Images formed in a 3 mirrored equilateral triangle kaleidoscopic shape. Here as well, bilateral symmetry is at play. Three figures reflected in their 3 different mirrors, all 3 lines joining in the middle of the triangle, at an arbitrary location, not necessarily in the mid-point. See the diagram below. Mirror A, has a red line connecting both extremities. Mirror B, the blue line connects the same way, and needs to share its outline with the existing red line. The remaining area is basically the C mirror’s shape, by default. These are the two original lines that need the most tweaking when determining what type of creature you will eventually draw within.
Below is a quick elaboration on the above lines. The Wimp vs.
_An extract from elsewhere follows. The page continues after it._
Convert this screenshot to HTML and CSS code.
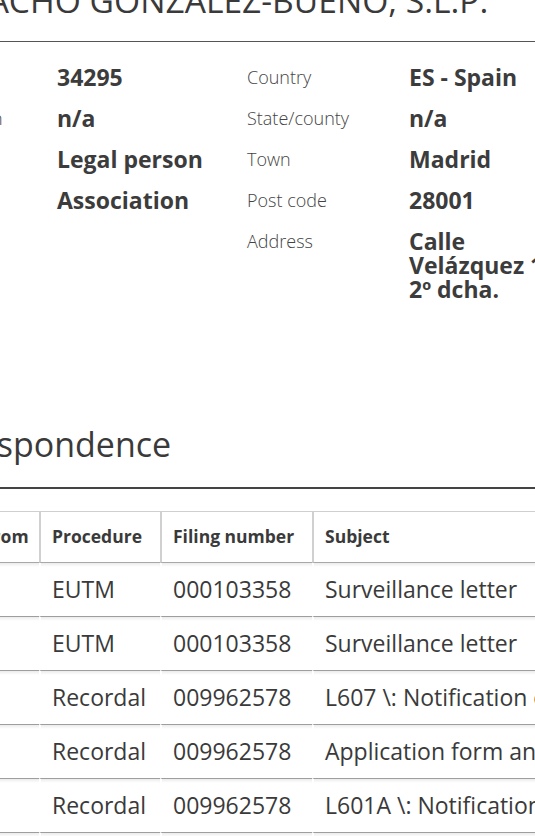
FILE: index.html
```html
<!DOCTYPE html>
<html lang="en">
<head>
<meta charset="utf-8">
<title>Representative details</title>
<link rel="stylesheet" href="styles.css">
</head>
<body>
<div class="page">
  <h1 class="title">DESPACHO GONZALEZ-BUENO, S.L.P.</h1>

  <dl class="info">
    <dt class="label">ID</dt>
    <dd class="value">34295</dd>
    <dt class="label">Country</dt>
    <dd class="value">ES - Spain</dd>

    <dt class="label">Organisation</dt>
    <dd class="value">n/a</dd>
    <dt class="label">State/county</dt>
    <dd class="value">n/a</dd>

    <dt class="label">Legal</dt>
    <dd class="value">Legal person</dd>
    <dt class="label">Town</dt>
    <dd class="value">Madrid</dd>

    <dt class="label">Type</dt>
    <dd class="value">Association</dd>
    <dt class="label">Post code</dt>
    <dd class="value">28001</dd>

    <dt class="label"></dt>
    <dd class="value"></dd>
    <dt class="label">Address</dt>
    <dd class="value address">Calle Velázquez 10, 2º dcha.</dd>
  </dl>

  <h2 class="section-title">Correspondence</h2>

  <table class="corr">
    <colgroup>
      <col class="c-date">
      <col class="c-from">
      <col class="c-proc">
      <col class="c-num">
      <col class="c-subj">
    </colgroup>
    <thead>
      <tr>
        <th>Date</th>
        <th>From</th>
        <th>Procedure</th>
        <th>Filing number</th>
        <th>Subject</th>
      </tr>
    </thead>
    <tbody>
      <tr><td>01/02/2011</td><td></td><td>EUTM</td><td>000103358</td><td>Surveillance letter</td></tr>
      <tr><td>01/02/2011</td><td></td><td>EUTM</td><td>000103358</td><td>Surveillance letter</td></tr>
      <tr><td>12/05/2011</td><td></td><td>Recordal</td><td>009962578</td><td>L607 \: Notification of registration</td></tr>
      <tr><td>12/05/2011</td><td></td><td>Recordal</td><td>009962578</td><td>Application form and annexes</td></tr>
      <tr><td>12/05/2011</td><td></td><td>Recordal</td><td>009962578</td><td>L601A \: Notification of receipt</td></tr>
      <tr><td>12/05/2011</td><td></td><td>Recordal</td><td>009962578</td><td>Surveillance letter</td></tr>
    </tbody>
  </table>
</div>
</body>
</html>
```

FILE: styles.css
```css
html, body {
  margin: 0;
  padding: 0;
  background: #fff;
  overflow: hidden;
}

body {
  font-family: "Open Sans", "DejaVu Sans", sans-serif;
  color: #3a3a3a;
}

.page {
  margin-left: -92px;
  width: 1100px;
}

.title {
  margin: -20px 0 0 -2px;
  padding: 0 0 21px 0;
  font-size: 33.6px;
  line-height: 40px;
  font-weight: 400;
  color: #3a3a3a;
  white-space: nowrap;
  border-bottom: 1px solid #555;
}

.info {
  display: grid;
  grid-template-columns: 158px 190px 162px 160px;
  row-gap: 17px;
  margin: 23px 0 0 -9px;
}

.info dt,
.info dd {
  margin: 0;
  line-height: 24px;
}

.label {
  font-size: 18px;
  font-weight: 300;
  color: #444;
  line-height: 24px;
}

.value {
  font-size: 23px;
  font-weight: 700;
  color: #3c3c3c;
}

.section-title {
  margin: 123px 0 0 0;
  padding: 0 0 23px 0;
  font-size: 34px;
  line-height: 40px;
  font-weight: 400;
  color: #3a3a3a;
  border-bottom: 2px solid #444;
}

.corr {
  margin: 22px 0 0 -98px;
  width: 1100px;
  table-layout: fixed;
  border-collapse: separate;
  border-spacing: 0;
  border-top: 1px solid #cfcfcf;
}

.c-date { width: 160px; }
.c-from { width: 69px; }
.c-proc { width: 121px; }
.c-num { width: 152px; }

.corr th,
.corr td {
  text-align: left;
  white-space: nowrap;
  overflow: hidden;
  padding: 0 11px 0 11px;
  border-left: 2px solid transparent;
  line-height: 24px;
}

.corr th {
  padding-top: 12px;
  padding-bottom: 14px;
  font-size: 17.5px;
  font-weight: 700;
  color: #3a3a3a;
  border-left-color: #d0d0d0;
  border-bottom: 1px solid #a8a8a8;
}

.corr td {
  padding-top: 14px;
  padding-bottom: 15px;
  font-size: 23px;
  font-weight: 400;
  color: #3a3a3a;
  border-bottom: 1px solid #9e9e9e;
  box-shadow: inset 0 4px 3px -2px #ececec;
}
```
Batman, with a torch filling the remaining area. I’ve highlighted the two main lines that create the tessellation. The red line reflected in one mirror creates the face by joining the two extremities of the mirror. The second mirror, has the black line from one edge of the mirror to the other, but sharing part of the way with the red line. They connect at the bottom tip of the ear. The third mirror has its shape determined by default. Cool symmetry rule to play with.
On zoom-out, an interesting mesh of barely visible triangles, in this case, because of the curved shapes within, it ends up looking like interlocking circles. Hexagons and Louis Cubes.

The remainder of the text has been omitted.